What Is the 22nd Amendment?
The 22nd Amendment to the U.S. Constitution was enacted in March, 1951. It states that no one can be elected to the office of President of the United States for more than two terms, which amounts to two four-year periods of eight years total. The 22nd amendment also restricts someone who comes into the office of President, say as a vice president who takes the presidency due to death, and impeachment of the sitting president, from being elected to more than one additional term.
The premise behind the 22nd amendment is traced back to the very first US President, George Washington, who refused to accept a third term in office. It is generally seen as a term limit that prevents the establishment of a government structure similar to a monarchy in principle, if not in actual fact. After Washington refused to accept a third term in office, almost 150 years passed before a president had the opportunity to face the same dilemma.
Franklin Delano Roosevelt became President of the US in 1932, and went on to serve a third term. One of the key reasons Roosevelt was elected to a third term in 1940 was that the US had just emerged from the Great Depression, and Hitler was threatening Europe. A change of leadership during this crucial time in history for the nation was seen as unwise. By 1944, however, with the world engulfed in war, the same conditions persisted, and Roosevelt ran for and was elected to a fourth term in office.
Roosevelt lived less than 100 days into his fourth term, finally succumbing to what at the time was considered polio, but is now thought to be Guillain-Barre syndrome that had kept him in a wheelchair since the age of 39. Vice president Harry Truman then took his place as president. Hindsight of the US Congress after the war ended led to a push to make term limits the official law of the land. Truman was the one exception to the 22nd amendment, as it allowed for the sitting president at the time of its passing to run for a third term. Though Truman was eligible to run for a third term in 1952, he chose not to do so.

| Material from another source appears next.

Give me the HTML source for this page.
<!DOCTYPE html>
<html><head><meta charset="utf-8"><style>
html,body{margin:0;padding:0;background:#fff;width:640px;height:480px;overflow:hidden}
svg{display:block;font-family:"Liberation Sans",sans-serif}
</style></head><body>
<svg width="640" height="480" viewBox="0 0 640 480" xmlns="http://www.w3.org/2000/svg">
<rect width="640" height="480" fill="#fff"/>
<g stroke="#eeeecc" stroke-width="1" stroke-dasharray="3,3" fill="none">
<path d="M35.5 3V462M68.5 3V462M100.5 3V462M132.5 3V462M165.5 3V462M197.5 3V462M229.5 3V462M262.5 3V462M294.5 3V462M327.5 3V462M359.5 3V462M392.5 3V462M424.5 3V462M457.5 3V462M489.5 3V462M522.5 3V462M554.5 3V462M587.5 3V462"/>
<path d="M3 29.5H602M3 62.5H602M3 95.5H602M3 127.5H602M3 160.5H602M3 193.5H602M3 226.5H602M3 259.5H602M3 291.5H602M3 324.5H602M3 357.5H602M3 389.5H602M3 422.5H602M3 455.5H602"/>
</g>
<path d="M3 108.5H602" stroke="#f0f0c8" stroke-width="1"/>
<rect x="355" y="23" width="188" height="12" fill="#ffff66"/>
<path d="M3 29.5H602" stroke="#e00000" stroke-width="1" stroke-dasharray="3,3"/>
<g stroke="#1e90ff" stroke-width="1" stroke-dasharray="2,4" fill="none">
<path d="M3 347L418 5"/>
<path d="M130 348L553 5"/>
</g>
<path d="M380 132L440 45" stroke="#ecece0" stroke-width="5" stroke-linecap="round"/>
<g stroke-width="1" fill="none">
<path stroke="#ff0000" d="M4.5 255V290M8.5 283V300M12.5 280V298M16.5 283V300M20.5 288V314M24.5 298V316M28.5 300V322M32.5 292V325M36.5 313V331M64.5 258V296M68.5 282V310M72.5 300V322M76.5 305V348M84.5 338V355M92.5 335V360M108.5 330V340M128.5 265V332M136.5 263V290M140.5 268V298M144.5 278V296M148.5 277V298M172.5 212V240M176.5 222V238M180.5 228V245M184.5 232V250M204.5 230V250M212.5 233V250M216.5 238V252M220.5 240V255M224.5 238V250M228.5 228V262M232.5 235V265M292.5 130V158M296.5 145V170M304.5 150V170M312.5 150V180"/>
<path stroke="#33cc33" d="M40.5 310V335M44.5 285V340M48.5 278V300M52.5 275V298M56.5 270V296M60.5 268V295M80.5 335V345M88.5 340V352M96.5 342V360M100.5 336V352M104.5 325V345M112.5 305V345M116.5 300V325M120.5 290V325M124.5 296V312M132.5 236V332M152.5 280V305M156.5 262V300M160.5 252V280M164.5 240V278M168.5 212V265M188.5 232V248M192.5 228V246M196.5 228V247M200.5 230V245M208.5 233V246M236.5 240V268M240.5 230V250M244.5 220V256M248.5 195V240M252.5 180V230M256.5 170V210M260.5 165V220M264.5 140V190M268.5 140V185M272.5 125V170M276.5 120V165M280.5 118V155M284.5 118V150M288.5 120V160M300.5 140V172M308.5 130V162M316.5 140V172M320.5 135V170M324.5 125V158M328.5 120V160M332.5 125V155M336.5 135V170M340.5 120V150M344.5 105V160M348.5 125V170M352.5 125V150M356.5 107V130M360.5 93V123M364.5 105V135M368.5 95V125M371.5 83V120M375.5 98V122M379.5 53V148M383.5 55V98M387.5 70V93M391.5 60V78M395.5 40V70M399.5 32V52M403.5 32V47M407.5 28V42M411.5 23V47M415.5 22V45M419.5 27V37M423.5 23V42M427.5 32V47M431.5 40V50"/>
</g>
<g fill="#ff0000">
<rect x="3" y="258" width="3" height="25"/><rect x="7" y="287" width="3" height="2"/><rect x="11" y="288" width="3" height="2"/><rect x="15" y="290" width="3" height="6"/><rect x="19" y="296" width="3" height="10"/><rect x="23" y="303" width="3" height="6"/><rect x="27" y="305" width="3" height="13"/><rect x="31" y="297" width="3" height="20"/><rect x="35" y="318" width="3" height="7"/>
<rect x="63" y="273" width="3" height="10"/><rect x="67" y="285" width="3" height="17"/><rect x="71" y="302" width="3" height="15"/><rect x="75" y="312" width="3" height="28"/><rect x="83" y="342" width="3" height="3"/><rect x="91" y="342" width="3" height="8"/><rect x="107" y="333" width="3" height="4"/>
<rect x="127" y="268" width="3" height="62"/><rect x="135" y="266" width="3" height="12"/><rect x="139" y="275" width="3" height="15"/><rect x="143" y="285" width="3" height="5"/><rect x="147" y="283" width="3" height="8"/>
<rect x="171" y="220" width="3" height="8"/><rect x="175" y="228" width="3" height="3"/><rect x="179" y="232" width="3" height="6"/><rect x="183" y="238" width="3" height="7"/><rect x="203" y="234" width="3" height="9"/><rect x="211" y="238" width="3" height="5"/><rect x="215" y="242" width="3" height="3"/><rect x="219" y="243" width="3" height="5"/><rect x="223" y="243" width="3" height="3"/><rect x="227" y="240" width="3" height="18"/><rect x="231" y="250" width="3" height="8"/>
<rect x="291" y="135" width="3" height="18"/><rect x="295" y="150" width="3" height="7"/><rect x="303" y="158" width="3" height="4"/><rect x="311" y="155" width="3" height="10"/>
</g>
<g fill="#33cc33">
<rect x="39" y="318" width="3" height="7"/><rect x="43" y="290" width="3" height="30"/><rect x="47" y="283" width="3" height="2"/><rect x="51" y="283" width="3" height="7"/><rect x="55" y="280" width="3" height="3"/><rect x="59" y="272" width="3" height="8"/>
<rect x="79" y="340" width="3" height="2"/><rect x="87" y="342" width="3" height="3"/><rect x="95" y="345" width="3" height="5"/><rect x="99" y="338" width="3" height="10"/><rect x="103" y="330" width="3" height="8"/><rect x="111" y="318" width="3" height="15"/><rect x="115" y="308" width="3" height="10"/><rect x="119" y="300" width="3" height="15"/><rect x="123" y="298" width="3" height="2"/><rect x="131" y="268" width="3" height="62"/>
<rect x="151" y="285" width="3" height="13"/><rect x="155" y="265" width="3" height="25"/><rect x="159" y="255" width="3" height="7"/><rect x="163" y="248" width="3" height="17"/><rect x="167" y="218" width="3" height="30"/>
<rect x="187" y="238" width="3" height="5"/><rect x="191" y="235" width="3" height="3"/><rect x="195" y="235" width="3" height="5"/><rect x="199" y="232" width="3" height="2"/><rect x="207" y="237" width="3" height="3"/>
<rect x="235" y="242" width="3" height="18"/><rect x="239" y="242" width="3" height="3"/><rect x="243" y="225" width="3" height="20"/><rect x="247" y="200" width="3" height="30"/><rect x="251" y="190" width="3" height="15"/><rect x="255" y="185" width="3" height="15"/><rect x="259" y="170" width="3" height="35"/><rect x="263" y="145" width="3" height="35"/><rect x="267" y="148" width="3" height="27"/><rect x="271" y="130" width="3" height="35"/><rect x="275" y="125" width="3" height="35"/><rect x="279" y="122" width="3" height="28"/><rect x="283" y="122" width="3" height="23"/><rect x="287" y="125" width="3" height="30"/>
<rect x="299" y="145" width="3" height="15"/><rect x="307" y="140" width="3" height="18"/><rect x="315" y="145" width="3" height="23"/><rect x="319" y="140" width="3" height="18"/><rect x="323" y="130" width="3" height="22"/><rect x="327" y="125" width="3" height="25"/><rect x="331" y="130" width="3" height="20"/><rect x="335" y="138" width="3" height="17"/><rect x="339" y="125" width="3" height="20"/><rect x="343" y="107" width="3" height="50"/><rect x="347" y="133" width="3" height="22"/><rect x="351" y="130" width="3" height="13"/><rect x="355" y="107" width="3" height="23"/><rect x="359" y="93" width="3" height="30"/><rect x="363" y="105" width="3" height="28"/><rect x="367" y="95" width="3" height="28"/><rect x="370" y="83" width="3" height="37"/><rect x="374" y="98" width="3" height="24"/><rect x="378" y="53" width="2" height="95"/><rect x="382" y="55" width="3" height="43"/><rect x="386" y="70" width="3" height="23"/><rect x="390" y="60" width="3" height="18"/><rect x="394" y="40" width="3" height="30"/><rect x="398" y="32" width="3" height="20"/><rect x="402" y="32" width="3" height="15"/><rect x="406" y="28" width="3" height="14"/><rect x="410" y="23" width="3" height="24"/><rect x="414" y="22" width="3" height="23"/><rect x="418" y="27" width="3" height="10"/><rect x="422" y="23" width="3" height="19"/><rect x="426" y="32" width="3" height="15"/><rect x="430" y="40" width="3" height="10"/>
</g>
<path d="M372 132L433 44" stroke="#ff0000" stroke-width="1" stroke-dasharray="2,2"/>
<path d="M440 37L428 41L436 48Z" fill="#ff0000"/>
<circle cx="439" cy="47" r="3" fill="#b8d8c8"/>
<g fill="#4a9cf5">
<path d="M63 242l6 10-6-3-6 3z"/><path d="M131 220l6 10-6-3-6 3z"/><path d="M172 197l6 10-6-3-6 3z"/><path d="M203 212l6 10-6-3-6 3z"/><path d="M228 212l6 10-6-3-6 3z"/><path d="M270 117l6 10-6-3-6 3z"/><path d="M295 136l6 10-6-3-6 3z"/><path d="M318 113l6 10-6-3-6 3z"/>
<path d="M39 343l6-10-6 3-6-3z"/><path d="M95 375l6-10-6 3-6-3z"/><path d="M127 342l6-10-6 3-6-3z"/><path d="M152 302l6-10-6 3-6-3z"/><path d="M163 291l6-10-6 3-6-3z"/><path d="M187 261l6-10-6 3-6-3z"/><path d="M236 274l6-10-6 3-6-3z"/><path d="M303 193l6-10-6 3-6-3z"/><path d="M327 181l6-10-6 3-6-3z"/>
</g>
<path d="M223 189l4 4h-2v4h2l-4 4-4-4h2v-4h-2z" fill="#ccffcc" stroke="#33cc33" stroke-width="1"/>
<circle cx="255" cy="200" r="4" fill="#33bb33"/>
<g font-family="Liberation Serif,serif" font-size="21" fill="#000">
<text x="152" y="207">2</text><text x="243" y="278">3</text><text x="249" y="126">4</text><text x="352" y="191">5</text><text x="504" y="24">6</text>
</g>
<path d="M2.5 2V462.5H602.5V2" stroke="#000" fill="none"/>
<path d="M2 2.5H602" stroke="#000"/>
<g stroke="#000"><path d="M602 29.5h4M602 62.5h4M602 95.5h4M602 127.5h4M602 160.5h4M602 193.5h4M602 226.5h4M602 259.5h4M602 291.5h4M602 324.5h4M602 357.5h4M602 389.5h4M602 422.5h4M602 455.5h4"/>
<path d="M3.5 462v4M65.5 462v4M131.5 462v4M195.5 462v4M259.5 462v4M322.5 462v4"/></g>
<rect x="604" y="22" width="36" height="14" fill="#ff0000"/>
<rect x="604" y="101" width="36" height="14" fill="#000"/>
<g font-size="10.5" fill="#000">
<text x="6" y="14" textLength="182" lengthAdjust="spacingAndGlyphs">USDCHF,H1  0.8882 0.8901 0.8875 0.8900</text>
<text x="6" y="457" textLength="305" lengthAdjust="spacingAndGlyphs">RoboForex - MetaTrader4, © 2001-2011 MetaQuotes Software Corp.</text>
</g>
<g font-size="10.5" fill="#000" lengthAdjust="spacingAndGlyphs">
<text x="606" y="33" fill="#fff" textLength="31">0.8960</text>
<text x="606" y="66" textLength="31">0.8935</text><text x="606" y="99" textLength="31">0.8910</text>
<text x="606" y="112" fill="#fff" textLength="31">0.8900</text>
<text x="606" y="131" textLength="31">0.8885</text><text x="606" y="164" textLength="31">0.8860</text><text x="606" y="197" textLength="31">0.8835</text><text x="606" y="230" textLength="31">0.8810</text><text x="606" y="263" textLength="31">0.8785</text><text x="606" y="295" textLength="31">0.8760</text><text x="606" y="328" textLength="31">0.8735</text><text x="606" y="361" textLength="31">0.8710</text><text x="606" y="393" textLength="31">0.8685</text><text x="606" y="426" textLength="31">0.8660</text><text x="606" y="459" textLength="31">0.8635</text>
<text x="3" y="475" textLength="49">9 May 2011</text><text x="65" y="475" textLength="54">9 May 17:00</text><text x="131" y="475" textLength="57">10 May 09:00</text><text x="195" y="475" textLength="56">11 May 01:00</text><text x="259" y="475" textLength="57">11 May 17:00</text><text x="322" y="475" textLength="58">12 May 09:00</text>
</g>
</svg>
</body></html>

Some critics of the 22nd amendment claim that it adversely affects foreign policy. Dictators like Saddam Hussein who have no term limits can often wait for the US Presidency to change hands before they take actions they know would be harshly responded to by the current sitting president. Another example of this effect was when US hostages held by Iran were released the very moment after Ronald Reagan took the oath of office in 1981, apparently in an attempt to snub President Carter who had tried to rescue them, and to court President Reagan's favor going forward.
There should be term limits on congress and senators same as there is on the president.
Whether someone embraces the 22nd Amendment or not often depends on whether they like the president in office. In other words, a good number of Democrats likely loved it when George W. Bush was in office, while that adoration probably shifted to Republicans during the Obama administration.
On the whole, it is a great amendment. The last thing we need is a president who peddles enough influence among "important" groups to be able to hang onto the presidency as long as he or she wants it. Limiting how long presidents can stay in office hopefully prevents stagnation.